For lotteries, although they don’t get to add online casino gambling to their offerings, it does give them express authorization for online lottery ticket sales, as well as eligibility for licensed online poker.

For tribes, it protects their tribal-state compacts through detailed provisions that preserve such compacts, and puts online poker outside the normal classes of Indian gaming. It also preserves tribal sovereignty. And, of course, they get to be QRAs or run licensed online poker sites (at least those tribes with gaming currently).

For race tracks, it clarifies current federal laws such that their off-track wagering operations are expressly legal. They also get to run licensed online poker.

For the socially conservative, it shuts down the expansion of online gambling, adds new enforcement tools against unlawful online gambling, puts in strict protections for problem and underage gambling for licensed online poker, and funds federal programs for compulsive gambling.

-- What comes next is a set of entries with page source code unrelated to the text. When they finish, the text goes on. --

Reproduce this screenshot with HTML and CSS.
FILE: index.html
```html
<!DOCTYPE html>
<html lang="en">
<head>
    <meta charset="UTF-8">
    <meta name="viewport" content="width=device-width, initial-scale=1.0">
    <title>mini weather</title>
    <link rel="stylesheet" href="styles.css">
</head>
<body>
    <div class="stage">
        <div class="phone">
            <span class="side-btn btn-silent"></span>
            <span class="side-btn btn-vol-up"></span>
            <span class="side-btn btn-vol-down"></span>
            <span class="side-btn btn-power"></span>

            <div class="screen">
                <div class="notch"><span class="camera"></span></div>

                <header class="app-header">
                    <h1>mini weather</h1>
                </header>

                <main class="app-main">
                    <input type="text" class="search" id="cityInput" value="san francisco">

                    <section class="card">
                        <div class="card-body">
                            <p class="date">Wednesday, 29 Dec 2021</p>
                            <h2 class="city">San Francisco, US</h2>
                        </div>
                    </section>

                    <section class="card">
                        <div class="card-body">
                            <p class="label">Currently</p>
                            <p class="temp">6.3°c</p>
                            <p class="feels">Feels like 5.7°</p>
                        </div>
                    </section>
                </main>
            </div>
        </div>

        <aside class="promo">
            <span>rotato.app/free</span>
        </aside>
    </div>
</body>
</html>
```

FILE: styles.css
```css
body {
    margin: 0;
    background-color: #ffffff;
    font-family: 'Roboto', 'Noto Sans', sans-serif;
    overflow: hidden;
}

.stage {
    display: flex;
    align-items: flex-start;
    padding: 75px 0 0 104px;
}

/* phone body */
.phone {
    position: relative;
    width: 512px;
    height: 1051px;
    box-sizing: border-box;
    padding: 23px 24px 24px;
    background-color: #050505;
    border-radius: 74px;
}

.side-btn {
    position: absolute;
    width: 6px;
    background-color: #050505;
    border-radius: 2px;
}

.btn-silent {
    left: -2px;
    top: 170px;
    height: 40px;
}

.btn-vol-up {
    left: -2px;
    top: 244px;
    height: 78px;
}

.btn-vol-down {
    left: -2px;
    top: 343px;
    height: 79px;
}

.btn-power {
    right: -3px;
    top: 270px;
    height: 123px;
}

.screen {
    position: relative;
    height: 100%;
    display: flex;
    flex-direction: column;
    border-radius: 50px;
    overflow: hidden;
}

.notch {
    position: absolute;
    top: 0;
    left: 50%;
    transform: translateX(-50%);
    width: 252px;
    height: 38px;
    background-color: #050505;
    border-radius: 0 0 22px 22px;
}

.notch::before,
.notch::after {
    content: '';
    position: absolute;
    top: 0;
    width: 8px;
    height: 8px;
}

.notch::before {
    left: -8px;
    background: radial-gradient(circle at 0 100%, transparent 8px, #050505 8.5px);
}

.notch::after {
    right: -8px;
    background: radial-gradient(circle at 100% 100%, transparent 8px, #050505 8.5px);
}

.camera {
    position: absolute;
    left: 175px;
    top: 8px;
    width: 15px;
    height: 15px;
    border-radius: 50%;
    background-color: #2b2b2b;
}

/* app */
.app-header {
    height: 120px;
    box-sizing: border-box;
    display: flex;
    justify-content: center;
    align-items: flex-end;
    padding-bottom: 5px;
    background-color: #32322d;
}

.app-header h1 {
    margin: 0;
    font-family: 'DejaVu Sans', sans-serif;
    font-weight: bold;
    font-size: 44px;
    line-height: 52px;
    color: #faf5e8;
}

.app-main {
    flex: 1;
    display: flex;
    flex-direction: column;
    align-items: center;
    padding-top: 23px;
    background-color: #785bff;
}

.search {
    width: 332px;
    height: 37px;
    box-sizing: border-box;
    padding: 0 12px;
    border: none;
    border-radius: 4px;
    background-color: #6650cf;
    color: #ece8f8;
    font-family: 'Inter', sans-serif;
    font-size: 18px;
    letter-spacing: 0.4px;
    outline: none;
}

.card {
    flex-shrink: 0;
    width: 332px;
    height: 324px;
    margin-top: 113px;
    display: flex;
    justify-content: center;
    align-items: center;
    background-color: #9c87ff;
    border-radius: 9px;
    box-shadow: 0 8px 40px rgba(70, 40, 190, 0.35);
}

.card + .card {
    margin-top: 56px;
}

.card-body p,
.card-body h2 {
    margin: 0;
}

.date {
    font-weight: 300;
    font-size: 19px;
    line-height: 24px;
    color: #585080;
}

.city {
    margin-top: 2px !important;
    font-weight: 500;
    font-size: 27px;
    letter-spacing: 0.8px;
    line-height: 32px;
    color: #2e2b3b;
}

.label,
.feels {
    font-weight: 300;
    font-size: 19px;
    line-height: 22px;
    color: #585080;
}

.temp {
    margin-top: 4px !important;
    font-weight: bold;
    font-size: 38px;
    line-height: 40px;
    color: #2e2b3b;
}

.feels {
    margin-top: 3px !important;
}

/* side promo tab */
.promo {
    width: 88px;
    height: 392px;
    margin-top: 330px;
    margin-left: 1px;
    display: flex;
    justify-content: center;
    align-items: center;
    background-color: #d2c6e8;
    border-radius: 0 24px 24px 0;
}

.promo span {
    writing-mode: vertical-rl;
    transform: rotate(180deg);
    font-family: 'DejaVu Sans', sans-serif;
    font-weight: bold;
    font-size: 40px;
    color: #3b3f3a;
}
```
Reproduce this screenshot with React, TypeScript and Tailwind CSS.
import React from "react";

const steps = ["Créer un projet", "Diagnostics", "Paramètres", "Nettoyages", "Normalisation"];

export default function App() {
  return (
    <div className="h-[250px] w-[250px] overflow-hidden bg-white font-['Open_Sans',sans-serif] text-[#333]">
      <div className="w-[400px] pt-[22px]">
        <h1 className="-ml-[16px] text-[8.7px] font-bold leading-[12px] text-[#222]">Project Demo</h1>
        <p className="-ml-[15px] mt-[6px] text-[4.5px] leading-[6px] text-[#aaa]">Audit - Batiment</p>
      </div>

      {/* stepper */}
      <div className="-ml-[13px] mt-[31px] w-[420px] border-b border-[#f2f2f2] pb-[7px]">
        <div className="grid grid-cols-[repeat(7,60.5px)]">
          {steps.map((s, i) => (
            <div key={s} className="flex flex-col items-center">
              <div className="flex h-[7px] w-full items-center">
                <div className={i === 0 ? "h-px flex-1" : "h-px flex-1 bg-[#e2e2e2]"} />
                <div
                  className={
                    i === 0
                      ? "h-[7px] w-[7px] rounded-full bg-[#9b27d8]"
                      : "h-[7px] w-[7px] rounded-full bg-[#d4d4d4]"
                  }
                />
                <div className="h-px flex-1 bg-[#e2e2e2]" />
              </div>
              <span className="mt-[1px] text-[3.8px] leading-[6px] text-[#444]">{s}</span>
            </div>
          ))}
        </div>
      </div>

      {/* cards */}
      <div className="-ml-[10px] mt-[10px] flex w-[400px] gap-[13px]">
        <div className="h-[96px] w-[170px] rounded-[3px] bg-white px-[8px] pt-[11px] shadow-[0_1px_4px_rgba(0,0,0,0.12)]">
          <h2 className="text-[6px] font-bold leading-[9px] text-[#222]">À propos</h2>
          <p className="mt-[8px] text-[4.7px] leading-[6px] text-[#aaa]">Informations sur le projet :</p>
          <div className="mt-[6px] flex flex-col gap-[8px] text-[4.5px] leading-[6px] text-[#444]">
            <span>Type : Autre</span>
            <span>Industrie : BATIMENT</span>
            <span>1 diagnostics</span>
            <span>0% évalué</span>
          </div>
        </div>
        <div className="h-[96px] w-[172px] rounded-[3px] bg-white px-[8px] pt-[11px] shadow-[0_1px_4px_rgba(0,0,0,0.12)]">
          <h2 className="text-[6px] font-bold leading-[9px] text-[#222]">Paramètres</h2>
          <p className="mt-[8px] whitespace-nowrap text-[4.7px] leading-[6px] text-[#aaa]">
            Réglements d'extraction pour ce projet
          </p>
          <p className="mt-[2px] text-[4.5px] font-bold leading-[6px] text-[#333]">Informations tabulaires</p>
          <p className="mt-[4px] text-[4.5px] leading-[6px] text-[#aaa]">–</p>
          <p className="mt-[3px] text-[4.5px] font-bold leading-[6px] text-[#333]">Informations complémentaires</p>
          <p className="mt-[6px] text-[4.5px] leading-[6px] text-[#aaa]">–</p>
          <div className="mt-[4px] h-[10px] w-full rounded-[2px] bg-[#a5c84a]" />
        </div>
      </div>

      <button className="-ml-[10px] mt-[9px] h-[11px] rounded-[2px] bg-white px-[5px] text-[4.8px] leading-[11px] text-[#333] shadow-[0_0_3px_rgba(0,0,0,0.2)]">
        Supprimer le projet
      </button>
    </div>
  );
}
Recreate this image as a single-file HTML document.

And most importantly, it is great for poker players. It preempts all the dangers and deficiencies found in the other federal bills, and it fills the voids with protections and enhancements for the players.

WHERE Does It Go From Here

The IWCPA might or might not make it to the halls of Congress. I do have some contacts willing to help bring it before some lawmakers – more would be welcome. I also intend to put it, one way or another, before Reid, King, Barton and other politicians involved in introducing online poker legislation, although I don’t yet have a clear and effective path to accomplish that.

It is quite unusual for a citizen to write a federal bill. I am not so naïve to think that I can get the bill introduced, let alone passed into law. I think of it more as a model to put in front of our Congresscritters, to give them something tangible to see exactly what it is we want.

I think it is time to quit just saying “I want online pokerz” and to start saying “here is exactly how it can be accomplished”. It’s like choosing your starting hand: Is it better to start with a hand that needs a good flop, or a hand that is already made? If I were a betting man, I’d put my money on pocket aces.